> _PROMPT_
Retype all of the listing exactly, passing over any picture you find.

● ● ●

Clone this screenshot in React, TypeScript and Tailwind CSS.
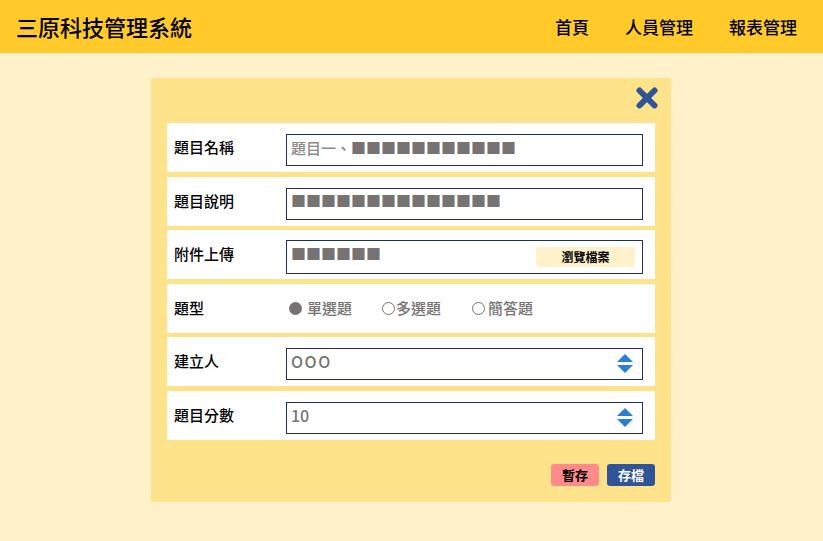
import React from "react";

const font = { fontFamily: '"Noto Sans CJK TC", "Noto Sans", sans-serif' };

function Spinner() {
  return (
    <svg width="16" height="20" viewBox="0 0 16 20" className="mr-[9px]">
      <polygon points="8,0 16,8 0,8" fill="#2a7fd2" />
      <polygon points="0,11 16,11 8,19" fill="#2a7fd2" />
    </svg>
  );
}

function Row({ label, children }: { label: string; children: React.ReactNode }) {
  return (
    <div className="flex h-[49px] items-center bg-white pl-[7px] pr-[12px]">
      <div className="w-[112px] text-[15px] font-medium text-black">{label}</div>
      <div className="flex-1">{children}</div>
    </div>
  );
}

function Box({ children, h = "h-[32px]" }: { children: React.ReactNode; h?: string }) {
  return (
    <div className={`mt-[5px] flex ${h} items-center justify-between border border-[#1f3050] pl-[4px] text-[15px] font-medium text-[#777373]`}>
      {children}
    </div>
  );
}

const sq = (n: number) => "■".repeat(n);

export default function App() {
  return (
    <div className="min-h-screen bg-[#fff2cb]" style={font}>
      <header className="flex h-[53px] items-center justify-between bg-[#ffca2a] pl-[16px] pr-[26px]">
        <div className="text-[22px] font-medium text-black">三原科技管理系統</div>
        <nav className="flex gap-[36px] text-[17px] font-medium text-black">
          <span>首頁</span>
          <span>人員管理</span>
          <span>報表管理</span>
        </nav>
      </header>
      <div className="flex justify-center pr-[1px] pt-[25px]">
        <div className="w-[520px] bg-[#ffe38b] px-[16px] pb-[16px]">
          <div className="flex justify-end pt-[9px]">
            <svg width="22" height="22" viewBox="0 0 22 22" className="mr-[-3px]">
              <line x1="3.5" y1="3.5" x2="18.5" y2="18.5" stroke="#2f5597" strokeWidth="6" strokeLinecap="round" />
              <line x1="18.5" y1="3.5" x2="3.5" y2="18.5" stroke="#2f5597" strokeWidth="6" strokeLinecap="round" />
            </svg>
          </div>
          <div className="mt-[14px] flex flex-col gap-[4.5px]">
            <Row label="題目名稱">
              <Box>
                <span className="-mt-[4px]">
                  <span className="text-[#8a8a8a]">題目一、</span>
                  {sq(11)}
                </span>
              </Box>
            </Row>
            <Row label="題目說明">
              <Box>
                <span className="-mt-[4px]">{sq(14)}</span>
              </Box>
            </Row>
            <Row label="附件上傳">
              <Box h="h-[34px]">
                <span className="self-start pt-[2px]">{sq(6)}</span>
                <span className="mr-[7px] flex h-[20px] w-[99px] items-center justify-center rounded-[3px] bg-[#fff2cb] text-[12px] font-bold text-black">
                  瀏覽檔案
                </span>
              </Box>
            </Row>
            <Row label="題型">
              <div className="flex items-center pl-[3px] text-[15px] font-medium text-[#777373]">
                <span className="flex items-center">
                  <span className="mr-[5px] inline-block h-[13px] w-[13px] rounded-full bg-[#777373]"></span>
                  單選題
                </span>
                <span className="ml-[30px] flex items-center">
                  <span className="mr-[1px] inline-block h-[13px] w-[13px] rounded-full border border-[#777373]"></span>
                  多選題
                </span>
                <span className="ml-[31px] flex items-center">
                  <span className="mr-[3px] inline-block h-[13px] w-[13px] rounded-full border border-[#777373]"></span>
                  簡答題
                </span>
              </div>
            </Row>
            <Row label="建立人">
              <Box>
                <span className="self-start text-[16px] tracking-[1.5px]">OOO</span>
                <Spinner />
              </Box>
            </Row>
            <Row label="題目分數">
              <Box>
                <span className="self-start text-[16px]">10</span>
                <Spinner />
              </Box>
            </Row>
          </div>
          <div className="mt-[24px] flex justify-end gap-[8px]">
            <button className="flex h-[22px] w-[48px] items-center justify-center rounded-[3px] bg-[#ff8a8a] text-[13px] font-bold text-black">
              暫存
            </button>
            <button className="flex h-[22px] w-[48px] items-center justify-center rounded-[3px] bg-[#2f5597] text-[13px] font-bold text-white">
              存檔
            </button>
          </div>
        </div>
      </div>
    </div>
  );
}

● ● ●

> _SOLUTION FOR THIS EXERCISE_
Clone this screenshot in React, TypeScript and Tailwind CSS.
import React from "react";

const font = { fontFamily: '"Noto Sans CJK TC", "Noto Sans", sans-serif' };

function Spinner() {
  return (
    <svg width="16" height="20" viewBox="0 0 16 20" className="mr-[9px]">
      <polygon points="8,0 16,8 0,8" fill="#2a7fd2" />
      <polygon points="0,11 16,11 8,19" fill="#2a7fd2" />
    </svg>
  );
}

function Row({ label, children }: { label: string; children: React.ReactNode }) {
  return (
    <div className="flex h-[49px] items-center bg-white pl-[7px] pr-[12px]">
      <div className="w-[112px] text-[15px] font-medium text-black">{label}</div>
      <div className="flex-1">{children}</div>
    </div>
  );
}

function Box({ children, h = "h-[32px]" }: { children: React.ReactNode; h?: string }) {
  return (
    <div className={`mt-[5px] flex ${h} items-center justify-between border border-[#1f3050] pl-[4px] text-[15px] font-medium text-[#777373]`}>
      {children}
    </div>
  );
}

const sq = (n: number) => "■".repeat(n);

export default function App() {
  return (
    <div className="min-h-screen bg-[#fff2cb]" style={font}>
      <header className="flex h-[53px] items-center justify-between bg-[#ffca2a] pl-[16px] pr-[26px]">
        <div className="text-[22px] font-medium text-black">三原科技管理系統</div>
        <nav className="flex gap-[36px] text-[17px] font-medium text-black">
          <span>首頁</span>
          <span>人員管理</span>
          <span>報表管理</span>
        </nav>
      </header>
      <div className="flex justify-center pr-[1px] pt-[25px]">
        <div className="w-[520px] bg-[#ffe38b] px-[16px] pb-[16px]">
          <div className="flex justify-end pt-[9px]">
            <svg width="22" height="22" viewBox="0 0 22 22" className="mr-[-3px]">
              <line x1="3.5" y1="3.5" x2="18.5" y2="18.5" stroke="#2f5597" strokeWidth="6" strokeLinecap="round" />
              <line x1="18.5" y1="3.5" x2="3.5" y2="18.5" stroke="#2f5597" strokeWidth="6" strokeLinecap="round" />
            </svg>
          </div>
          <div className="mt-[14px] flex flex-col gap-[4.5px]">
            <Row label="題目名稱">
              <Box>
                <span className="-mt-[4px]">
                  <span className="text-[#8a8a8a]">題目一、</span>
                  {sq(11)}
                </span>
              </Box>
            </Row>
            <Row label="題目說明">
              <Box>
                <span className="-mt-[4px]">{sq(14)}</span>
              </Box>
            </Row>
            <Row label="附件上傳">
              <Box h="h-[34px]">
                <span className="self-start pt-[2px]">{sq(6)}</span>
                <span className="mr-[7px] flex h-[20px] w-[99px] items-center justify-center rounded-[3px] bg-[#fff2cb] text-[12px] font-bold text-black">
                  瀏覽檔案
                </span>
              </Box>
            </Row>
            <Row label="題型">
              <div className="flex items-center pl-[3px] text-[15px] font-medium text-[#777373]">
                <span className="flex items-center">
                  <span className="mr-[5px] inline-block h-[13px] w-[13px] rounded-full bg-[#777373]"></span>
                  單選題
                </span>
                <span className="ml-[30px] flex items-center">
                  <span className="mr-[1px] inline-block h-[13px] w-[13px] rounded-full border border-[#777373]"></span>
                  多選題
                </span>
                <span className="ml-[31px] flex items-center">
                  <span className="mr-[3px] inline-block h-[13px] w-[13px] rounded-full border border-[#777373]"></span>
                  簡答題
                </span>
              </div>
            </Row>
            <Row label="建立人">
              <Box>
                <span className="self-start text-[16px] tracking-[1.5px]">OOO</span>
                <Spinner />
              </Box>
            </Row>
            <Row label="題目分數">
              <Box>
                <span className="self-start text-[16px]">10</span>
                <Spinner />
              </Box>
            </Row>
          </div>
          <div className="mt-[24px] flex justify-end gap-[8px]">
            <button className="flex h-[22px] w-[48px] items-center justify-center rounded-[3px] bg-[#ff8a8a] text-[13px] font-bold text-black">
              暫存
            </button>
            <button className="flex h-[22px] w-[48px] items-center justify-center rounded-[3px] bg-[#2f5597] text-[13px] font-bold text-white">
              存檔
            </button>
          </div>
        </div>
      </div>
    </div>
  );
}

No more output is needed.